Gather all lines with the word "components" in them.
-- start --
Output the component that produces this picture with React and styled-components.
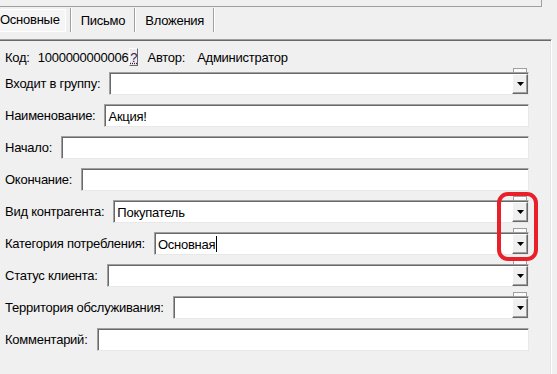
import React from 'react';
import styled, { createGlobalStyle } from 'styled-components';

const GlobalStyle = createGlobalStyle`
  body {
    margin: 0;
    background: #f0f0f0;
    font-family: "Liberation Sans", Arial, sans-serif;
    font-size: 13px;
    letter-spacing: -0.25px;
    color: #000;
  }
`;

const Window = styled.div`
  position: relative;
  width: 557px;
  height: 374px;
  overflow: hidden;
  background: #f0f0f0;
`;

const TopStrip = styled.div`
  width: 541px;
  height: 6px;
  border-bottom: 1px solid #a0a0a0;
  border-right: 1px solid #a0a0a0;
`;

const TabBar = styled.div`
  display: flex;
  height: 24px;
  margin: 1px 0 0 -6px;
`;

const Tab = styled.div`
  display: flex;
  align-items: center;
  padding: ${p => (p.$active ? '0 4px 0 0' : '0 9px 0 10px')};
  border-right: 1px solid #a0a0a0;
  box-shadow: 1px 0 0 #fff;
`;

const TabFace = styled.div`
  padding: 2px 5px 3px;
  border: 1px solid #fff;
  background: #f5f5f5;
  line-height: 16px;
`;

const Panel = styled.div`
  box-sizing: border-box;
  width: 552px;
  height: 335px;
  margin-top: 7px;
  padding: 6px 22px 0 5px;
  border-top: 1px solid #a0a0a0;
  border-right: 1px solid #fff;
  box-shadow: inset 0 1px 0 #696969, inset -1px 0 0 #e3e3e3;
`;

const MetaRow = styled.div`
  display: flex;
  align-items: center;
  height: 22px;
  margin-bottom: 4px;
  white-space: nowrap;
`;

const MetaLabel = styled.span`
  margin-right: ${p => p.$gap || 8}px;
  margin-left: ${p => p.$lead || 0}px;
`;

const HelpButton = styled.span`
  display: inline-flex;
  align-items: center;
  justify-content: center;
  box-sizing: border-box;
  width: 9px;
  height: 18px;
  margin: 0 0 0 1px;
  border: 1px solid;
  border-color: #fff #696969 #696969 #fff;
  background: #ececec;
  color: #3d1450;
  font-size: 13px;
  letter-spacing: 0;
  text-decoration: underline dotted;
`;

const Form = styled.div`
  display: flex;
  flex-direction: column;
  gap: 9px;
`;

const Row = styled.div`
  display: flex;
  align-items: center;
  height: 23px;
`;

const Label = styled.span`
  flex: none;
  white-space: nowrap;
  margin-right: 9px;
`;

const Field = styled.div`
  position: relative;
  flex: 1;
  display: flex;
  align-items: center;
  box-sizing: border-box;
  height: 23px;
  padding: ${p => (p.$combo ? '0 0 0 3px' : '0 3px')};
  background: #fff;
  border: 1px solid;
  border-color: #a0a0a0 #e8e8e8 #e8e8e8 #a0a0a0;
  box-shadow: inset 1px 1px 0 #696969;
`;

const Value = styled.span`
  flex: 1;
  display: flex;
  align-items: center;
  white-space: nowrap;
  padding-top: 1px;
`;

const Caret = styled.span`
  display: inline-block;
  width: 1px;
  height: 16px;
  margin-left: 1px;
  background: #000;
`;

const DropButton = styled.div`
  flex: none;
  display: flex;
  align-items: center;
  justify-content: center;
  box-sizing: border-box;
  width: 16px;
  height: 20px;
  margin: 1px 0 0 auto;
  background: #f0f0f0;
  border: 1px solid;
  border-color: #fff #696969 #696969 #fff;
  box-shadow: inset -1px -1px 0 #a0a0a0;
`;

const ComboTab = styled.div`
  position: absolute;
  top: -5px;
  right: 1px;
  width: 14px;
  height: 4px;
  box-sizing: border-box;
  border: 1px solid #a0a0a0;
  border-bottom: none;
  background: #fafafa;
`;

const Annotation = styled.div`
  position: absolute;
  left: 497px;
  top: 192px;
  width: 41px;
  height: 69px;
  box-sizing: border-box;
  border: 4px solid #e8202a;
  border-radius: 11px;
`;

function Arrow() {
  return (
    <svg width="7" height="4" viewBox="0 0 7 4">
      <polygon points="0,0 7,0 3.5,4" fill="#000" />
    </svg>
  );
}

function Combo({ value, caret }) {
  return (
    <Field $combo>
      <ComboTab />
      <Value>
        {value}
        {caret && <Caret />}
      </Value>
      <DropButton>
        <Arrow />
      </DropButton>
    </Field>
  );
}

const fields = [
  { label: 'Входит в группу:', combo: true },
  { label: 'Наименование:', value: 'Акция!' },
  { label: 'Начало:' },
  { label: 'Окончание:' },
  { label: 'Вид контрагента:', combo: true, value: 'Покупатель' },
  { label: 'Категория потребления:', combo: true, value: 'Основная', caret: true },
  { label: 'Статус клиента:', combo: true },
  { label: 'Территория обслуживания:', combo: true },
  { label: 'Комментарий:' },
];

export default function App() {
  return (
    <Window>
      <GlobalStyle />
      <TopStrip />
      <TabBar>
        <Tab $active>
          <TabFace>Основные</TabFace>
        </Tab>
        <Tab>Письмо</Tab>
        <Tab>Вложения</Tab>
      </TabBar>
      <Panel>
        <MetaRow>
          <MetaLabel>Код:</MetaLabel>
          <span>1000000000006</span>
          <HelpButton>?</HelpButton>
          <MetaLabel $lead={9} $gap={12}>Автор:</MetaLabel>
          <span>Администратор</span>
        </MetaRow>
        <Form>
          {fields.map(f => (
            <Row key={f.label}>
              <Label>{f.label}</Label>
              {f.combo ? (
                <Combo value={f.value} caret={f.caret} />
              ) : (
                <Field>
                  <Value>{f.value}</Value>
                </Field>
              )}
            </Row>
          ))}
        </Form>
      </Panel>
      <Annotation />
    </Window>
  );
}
-- end --
(EXERCISE RESULT):
Output the component that produces this picture with React and styled-components.
import styled, { createGlobalStyle } from 'styled-components';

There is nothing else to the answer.